Fast food vendors slowed down by coronavirus

A sausage vendor in Nairobi. PHOTO | COURTESY

What you need to know:

  • Fast food vendors have been hit hard by measures to contain the spread of coronavirus with thousands rendered jobless as national and county governments enforce restrictions.
  • The smokies and sausage vendors, who mostly sell their foods to workers in both formal and informal sectors, have been directed to stop selling their food products, leaving meat packaging firm Farmer’s Choice with 3.2 million smokies.
  • This, the company said, had left it grappling with a 91 per cent decline in sales after its 500,000 vendors were stopped from working.

Fast food vendors have been hit hard by measures to contain the spread of coronavirus with thousands rendered jobless as national and county governments enforce restrictions.

The smokies and sausage vendors, who mostly sell their foods to workers in both formal and informal sectors, have been directed to stop selling their food products, leaving meat packaging firm Farmer’s Choice with 3.2 million smokies.

This, the company said, had left it grappling with a 91 per cent decline in sales after its 500,000 vendors were stopped from working.

The government has also imposed restrictions on hotels and restaurants, requiring them to only operate as take-away points, further hurting the sale of fast-moving consumers goods like sausages and smokies.

“We were selling over 3.5 million smokies in a week but we have drastically lost sales to below 300,000 smokies per week,” the national sales manager for Farmer’s Choice Ltd, Hezron Ndung'u said.

The restrictions mean that all the vendors have effectively been rendered jobless. Many of them have been congregating at Farmer’s Choice offices demanding that the company cushion them from the shocks.

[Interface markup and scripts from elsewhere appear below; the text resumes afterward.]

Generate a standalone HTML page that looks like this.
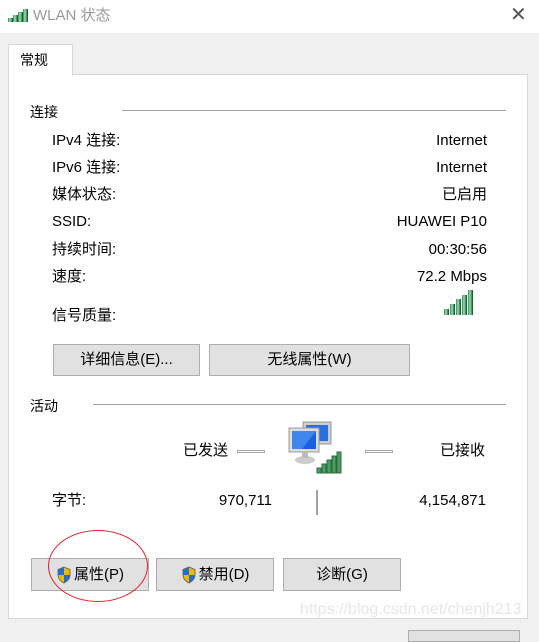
<!DOCTYPE html><html><head><meta charset="utf-8"><style>
body{margin:0;width:539px;height:634px;background:#f0f0f0;position:relative;overflow:hidden;font-family:"Liberation Sans","Noto Sans CJK SC",sans-serif;font-size:15px;color:#000}
.a{position:absolute;white-space:nowrap;line-height:18px}
.r{text-align:right}
.btn{position:absolute;background:#e1e1e1;border:1px solid #adadad;box-sizing:border-box;text-align:center;font-size:15px;display:flex;align-items:center;justify-content:center;line-height:18px}
.ln{position:absolute;height:1px;background:#a0a0a0}
.bar{position:absolute;bottom:0;width:4px;background:linear-gradient(90deg,#2e8b57,#9fe0b0,#2e7d4a);border-right:1px solid #1f5e36}
</style></head><body>
<div class="a" style="left:0;top:0;width:539px;height:33px;background:#fff"></div>
<div class="a" style="left:8px;top:8px;width:22px;height:14px">
<div class="bar" style="left:0;height:4px"></div><div class="bar" style="left:5px;height:7px"></div><div class="bar" style="left:10px;height:10px"></div><div class="bar" style="left:15px;height:13px"></div></div>
<div class="a" style="left:33px;top:7px;font-size:15px;color:#999">WLAN 状态</div>
<div class="a" style="left:510px;top:6px;font-size:20px;color:#555">✕</div>
<div class="a" style="left:8px;top:74px;width:520px;height:545px;background:#fff;border:1px solid #d9d9d9;box-sizing:border-box"></div>
<div class="a" style="left:8px;top:44px;width:65px;height:32px;background:#fff;border:1px solid #d9d9d9;border-bottom:none;box-sizing:border-box"></div>
<div class="a" style="left:20px;top:51px;font-size:14px">常规</div>
<div class="a" style="left:30px;top:103px;font-size:14px">连接</div><div class="ln" style="left:122px;top:110px;width:384px"></div>
<div class="a" style="left:52px;top:132px">IPv4 连接:</div><div class="a r" style="right:52px;top:132px">Internet</div>
<div class="a" style="left:52px;top:159px">IPv6 连接:</div><div class="a r" style="right:52px;top:159px">Internet</div>
<div class="a" style="left:52px;top:186px">媒体状态:</div><div class="a r" style="right:52px;top:186px">已启用</div>
<div class="a" style="left:52px;top:213px">SSID:</div><div class="a r" style="right:52px;top:213px">HUAWEI P10</div>
<div class="a" style="left:52px;top:241px">持续时间:</div><div class="a r" style="right:52px;top:241px">00:30:56</div>
<div class="a" style="left:52px;top:268px">速度:</div><div class="a r" style="right:52px;top:268px">72.2 Mbps</div>
<div class="a" style="left:52px;top:307px">信号质量:</div>
<div class="a" style="left:444px;top:290px;width:30px;height:25px">
<div class="bar" style="left:0;height:6px"></div><div class="bar" style="left:6px;height:11px"></div><div class="bar" style="left:12px;height:16px"></div><div class="bar" style="left:18px;height:20px"></div><div class="bar" style="left:24px;height:25px"></div></div>
<div class="btn" style="left:53px;top:344px;width:147px;height:32px">详细信息(E)...</div>
<div class="btn" style="left:209px;top:344px;width:201px;height:32px">无线属性(W)</div>
<div class="a" style="left:30px;top:397px;font-size:14px">活动</div><div class="ln" style="left:93px;top:404px;width:413px"></div>
<div class="a r" style="right:311px;top:442px">已发送</div>
<div class="a" style="left:440px;top:442px">已接收</div>
<div class="a" style="left:237px;top:450px;width:28px;height:3px;border:1px solid #aaa;box-sizing:border-box"></div>
<div class="a" style="left:365px;top:450px;width:28px;height:3px;border:1px solid #aaa;box-sizing:border-box"></div>
<svg class="a" style="left:285px;top:420px" width="60" height="56">
<rect x="18" y="2" width="28" height="22" fill="#ccc" stroke="#999"/><rect x="21" y="5" width="22" height="16" fill="#2a6fe0"/>
<rect x="4" y="8" width="30" height="24" fill="#ddd" stroke="#999"/><rect x="7" y="11" width="24" height="18" fill="#1a5fe0"/><path d="M7 11h24l-14 18H7z" fill="#5aa0f5" opacity=".6"/>
<ellipse cx="20" cy="40" rx="10" ry="4" fill="#ccc"/><rect x="17" y="32" width="6" height="6" fill="#bbb"/>
<g fill="#4a9e65" stroke="#2c6a40"><rect x="32" y="48" width="4" height="5"/><rect x="37" y="44" width="4" height="9"/><rect x="42" y="40" width="4" height="13"/><rect x="47" y="36" width="4" height="17"/><rect x="52" y="32" width="4" height="21"/></g></svg>
<div class="a" style="left:52px;top:492px">字节:</div>
<div class="a r" style="right:267px;top:492px">970,711</div>
<div class="a" style="left:316px;top:490px;width:2px;height:25px;background:#a0a0a0"></div>
<div class="a r" style="right:53px;top:492px">4,154,871</div>
<svg width="0" height="0" style="position:absolute"><defs><g id="sh"><path d="M8 1L2 3.5V9c0 4 3 6.5 6 8 3-1.5 6-4 6-8V3.5z" fill="#f3b800" stroke="#555" stroke-width=".8"/><path d="M8 1.5V9H2.3V3.8zM8 9h5.7c0 3.8-2.8 6-5.7 7.5z" fill="#1f6fd0"/></g></defs></svg>
<div class="btn" style="left:31px;top:558px;width:118px;height:33px"><svg width="16" height="18" style="margin-right:2px"><use href="#sh"/></svg>属性(P)</div>
<div class="btn" style="left:156px;top:558px;width:118px;height:33px"><svg width="16" height="18" style="margin-right:2px"><use href="#sh"/></svg>禁用(D)</div>
<div class="btn" style="left:283px;top:558px;width:118px;height:33px">诊断(G)</div>
<div class="a" style="left:48px;top:530px;width:98px;height:70px;border:1.5px solid #e0202a;border-radius:50%"></div>
<div class="a" style="left:300px;top:601px;font-size:16px;color:#e6e6e6">https://blog.csdn.net/chenjh213</div>
<div class="a" style="left:408px;top:630px;width:110px;height:10px;border:1px solid #adadad;background:#e1e1e1"></div>
</body></html>
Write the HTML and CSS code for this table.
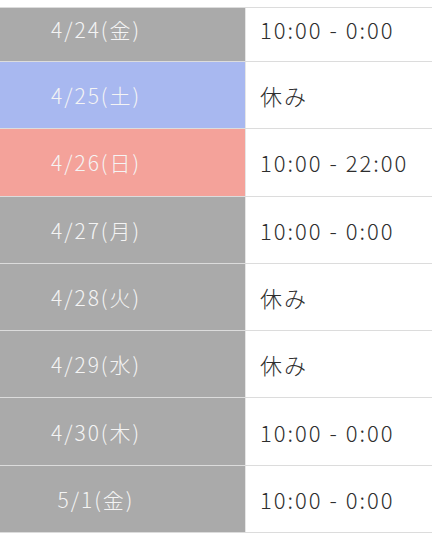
FILE: index.html
```
<!DOCTYPE html>
<html lang="ja">
<head>
<meta charset="utf-8">
<link rel="stylesheet" href="styles.css">
</head>
<body>
<div class="table">
  <div class="row first"><div class="day">4/24(金)</div><div class="hours">10:00 - 0:00</div></div>
  <div class="row sat"><div class="day">4/25(土)</div><div class="hours">休み</div></div>
  <div class="row sun"><div class="day">4/26(日)</div><div class="hours">10:00 - 22:00</div></div>
  <div class="row"><div class="day">4/27(月)</div><div class="hours">10:00 - 0:00</div></div>
  <div class="row"><div class="day">4/28(火)</div><div class="hours">休み</div></div>
  <div class="row"><div class="day">4/29(水)</div><div class="hours">休み</div></div>
  <div class="row"><div class="day">4/30(木)</div><div class="hours">10:00 - 0:00</div></div>
  <div class="row"><div class="day">5/1(金)</div><div class="hours">10:00 - 0:00</div></div>
</div>
</body>
</html>
```
FILE: styles.css
```
html, body {
  margin: 0;
  padding: 0;
  background: #ffffff;
}
body {
  font-family: "Noto Sans CJK JP", "Noto Sans", sans-serif;
  font-weight: 300;
  padding-top: 7px;
}
.table {
  border-top: 1px solid #dcdcdc;
  display: flex;
  flex-direction: column;
}
.row {
  display: flex;
  height: 66.3px;
  border-bottom: 1px solid #dcdcdc;
}
.row.first {
  height: 53px;
}
.day {
  width: 246px;
  box-sizing: border-box;
  padding-right: 53px;
  background: #aaaaaa;
  color: #f4f4f4;
  font-size: 21px;
  letter-spacing: 2px;
  display: flex;
  align-items: center;
  justify-content: center;
  border-right: 1px solid #e6e6e6;
}
.sat .day { background: #a8b8f0; }
.sun .day { background: #f4a29a; }
.hours {
  flex: 1;
  padding-left: 14px;
  color: #2e2e2e;
  font-size: 22px;
  letter-spacing: 2px;
  display: flex;
  align-items: center;
}
.first .day, .first .hours {
  padding-bottom: 11px;
}
```
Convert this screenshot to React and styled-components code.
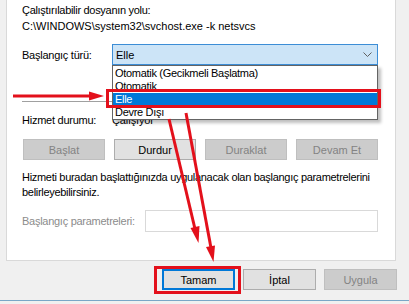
import styled, { createGlobalStyle } from 'styled-components';

const GlobalStyle = createGlobalStyle`
    html, body {
        margin: 0;
        padding: 0;
        background: #f0f0f0;
        overflow: hidden;
    }
    body {
        font-family: "Liberation Sans", Arial, sans-serif;
        font-size: 11px;
        color: #000;
    }
`;

const startupTypes = ['Otomatik (Gecikmeli Başlatma)', 'Otomatik', 'Elle', 'Devre Dışı'];

export default function App() {
    return (
        <Window>
            <GlobalStyle />
            <Panel>
                <Line spacing="-0.3px">Çalıştırılabilir dosyanın yolu:</Line>
                <Line>C:\WINDOWS\system32\svchost.exe -k netsvcs</Line>
                <StartupRow>
                    <Label>Başlangıç türü:</Label>
                    <Combo>
                        <span>Elle</span>
                        <svg width="9" height="6" viewBox="0 0 9 6">
                            <path d="M0.5 0.5 L4.5 4.5 L8.5 0.5" fill="none" stroke="#606060" strokeWidth="1" />
                        </svg>
                        <DropList>
                            {startupTypes.map((t) => (
                                <Option key={t} selected={t === 'Elle'}>{t}</Option>
                            ))}
                        </DropList>
                    </Combo>
                </StartupRow>
                <Separator />
                <StatusRow>
                    <Label>Hizmet durumu:</Label>
                    <span>Çalışıyor</span>
                </StatusRow>
                <ButtonRow>
                    <Button disabled>Başlat</Button>
                    <Button>Durdur</Button>
                    <Button disabled>Duraklat</Button>
                    <Button disabled>Devam Et</Button>
                </ButtonRow>
                <Help>
                    Hizmeti buradan başlattığınızda uygulanacak olan başlangıç parametrelerini<br />
                    belirleyebilirsiniz.
                </Help>
                <ParamRow>
                    <ParamLabel>Başlangıç parametreleri:</ParamLabel>
                    <ParamInput />
                </ParamRow>
            </Panel>
            <Footer>
                <Button wide focused>Tamam</Button>
                <Button wide>İptal</Button>
                <Button wide disabled>Uygula</Button>
            </Footer>
            <BottomEdge />
            <Marks width="409" height="304" viewBox="0 0 409 304">
                <g fill="#e3101b" stroke="#e3101b">
                    <rect x="107.5" y="90.5" width="272" height="16" fill="none" strokeWidth="3" />
                    <rect x="155.5" y="267.5" width="84" height="25" fill="none" strokeWidth="3" />
                    <line x1="13" y1="96" x2="92" y2="96" strokeWidth="3" />
                    <polygon points="104,96 89,91.5 89,100.5" stroke="none" />
                    <line x1="169" y1="119" x2="195" y2="229" strokeWidth="3" />
                    <polygon points="198.5,243 190.5,228 199.5,226" stroke="none" />
                    <line x1="186" y1="113" x2="211" y2="248" strokeWidth="3" />
                    <polygon points="213.5,262 206,247 215,245.5" stroke="none" />
                </g>
            </Marks>
        </Window>
    );
}

const Window = styled.div`
    position: relative;
    width: 409px;
    height: 304px;
    background: #f0f0f0;
`;

const Panel = styled.div`
    display: flex;
    flex-direction: column;
    box-sizing: border-box;
    width: 390px;
    height: 261px;
    margin-left: 6px;
    padding: 2px 17px 0 15px;
    background: #fff;
    border: 1px solid #d9d9d9;
    border-top: none;
`;

const Line = styled.div`
    line-height: 16px;
    white-space: nowrap;
    letter-spacing: ${(p) => p.spacing || '0'};
`;

const StartupRow = styled.div`
    display: flex;
    align-items: center;
    margin-top: 10px;
`;

const Label = styled.div`
    width: 90px;
    flex-shrink: 0;
    line-height: 16px;
    white-space: nowrap;
    letter-spacing: -0.25px;
`;

const Combo = styled.div`
    position: relative;
    display: flex;
    align-items: center;
    justify-content: space-between;
    box-sizing: border-box;
    width: 266px;
    height: 21px;
    padding: 0 5px 0 3px;
    background: #cce4f7;
    border: 1px solid #3c8dd6;
`;

const DropList = styled.div`
    position: absolute;
    top: 20px;
    left: -1px;
    z-index: 2;
    box-sizing: border-box;
    width: 266px;
    padding: 1px 0 0;
    background: #fff;
    border: 1px solid #646464;
    box-shadow: 3px 3px 3px rgba(0, 0, 0, 0.25);
`;

const Option = styled.div`
    height: 13px;
    line-height: 13px;
    padding-left: 2px;
    letter-spacing: -0.3px;
    background: ${(p) => (p.selected ? '#0078d7' : 'transparent')};
    color: ${(p) => (p.selected ? '#fff' : '#000')};
`;

const Separator = styled.div`
    height: 1px;
    margin-top: 36px;
    background: #a0a0a0;
`;

const StatusRow = styled.div`
    display: flex;
    line-height: 16px;
    margin-top: 10px;
    letter-spacing: -0.2px;
`;

const ButtonRow = styled.div`
    display: flex;
    gap: 9px;
    margin-top: 11px;
    padding-left: 1px;
`;

const Button = styled.button`
    box-sizing: border-box;
    width: ${(p) => (p.wide ? '73px' : '82px')};
    height: 21px;
    padding: 0;
    font-family: inherit;
    font-size: 11px;
    color: ${(p) => (p.disabled ? '#838383' : '#000')};
    background: ${(p) => (p.disabled ? '#cccccc' : '#e1e1e1')};
    border: ${(p) => (p.focused ? '2px solid #0078d7' : p.disabled ? '1px solid #bfbfbf' : '1px solid #adadad')};
`;

const Help = styled.div`
    line-height: 15px;
    margin-top: 10px;
    white-space: nowrap;
    letter-spacing: -0.3px;
`;

const ParamRow = styled.div`
    display: flex;
    align-items: center;
    margin-top: 10px;
`;

const ParamLabel = styled.div`
    width: 123px;
    flex-shrink: 0;
    white-space: nowrap;
    letter-spacing: -0.27px;
    color: #8c8c8c;
`;

const ParamInput = styled.div`
    box-sizing: border-box;
    width: 234px;
    height: 22px;
    border: 1px solid #d9d9d9;
    background: #fff;
`;

const Footer = styled.div`
    display: flex;
    justify-content: flex-end;
    gap: 8px;
    padding: 8px 12px 0 0;
`;

const BottomEdge = styled.div`
    height: 1px;
    margin-top: 10px;
    background: #7aa7c7;
`;

const Marks = styled.svg`
    position: absolute;
    top: 0;
    left: 0;
    z-index: 5;
    pointer-events: none;
`;
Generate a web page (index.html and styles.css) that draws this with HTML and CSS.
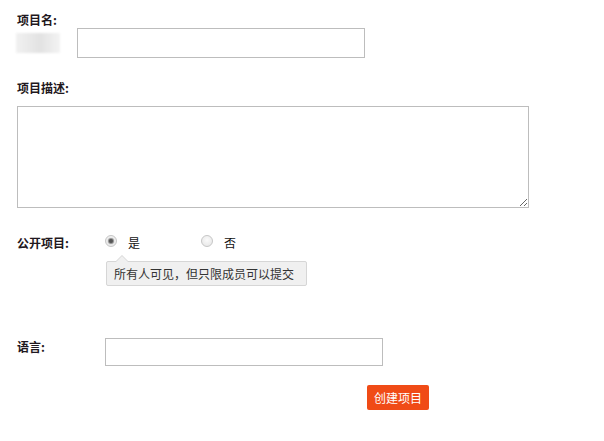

The company has in turn asked the government to step in and offer a solution that will ensure that the vendors continue to continue operating.

Farmer’s Choice has urged the government to issue fresh guidelines to protect the fast consumer goods segment from running out of business.

“We have provided them with masks and dustcoats and are ready to buy sanitisers, just like other sub-sectors like the matatus, which are operating under some form of guidelines,” Mr Ndung'u said.

The virus has hit every sector of the economy globally, especially travel, food and hospitality, with orders to stay at home effectively disrupting supply chains that relied on fast food outlets and urban populations’ reliance on quick meals.

Restaurants have been ordered to remain closed, save for take-out services, while numerous hotels have closed down altogether or remain partially open due to a reduction in number of guests and the need to keep their workers safe from the viral infection.

By Tuesday, 59 people had been confirmed to have been infected with the virus, which affects the respiratory virus.

Besides the sausage maker, other companies which have been affected include Gaea Foods, a Nairobi-based supplier of potatoes for fast food chains, schools and other institutions.

The company said its sales had plunged by 65 per cent with outlets shut down and residents remaining at home, drastically reducing demand.

In The Netherlands, Dutch chips stands have been closed, leaving potato farmers stuck with over one billion of surplus spuds.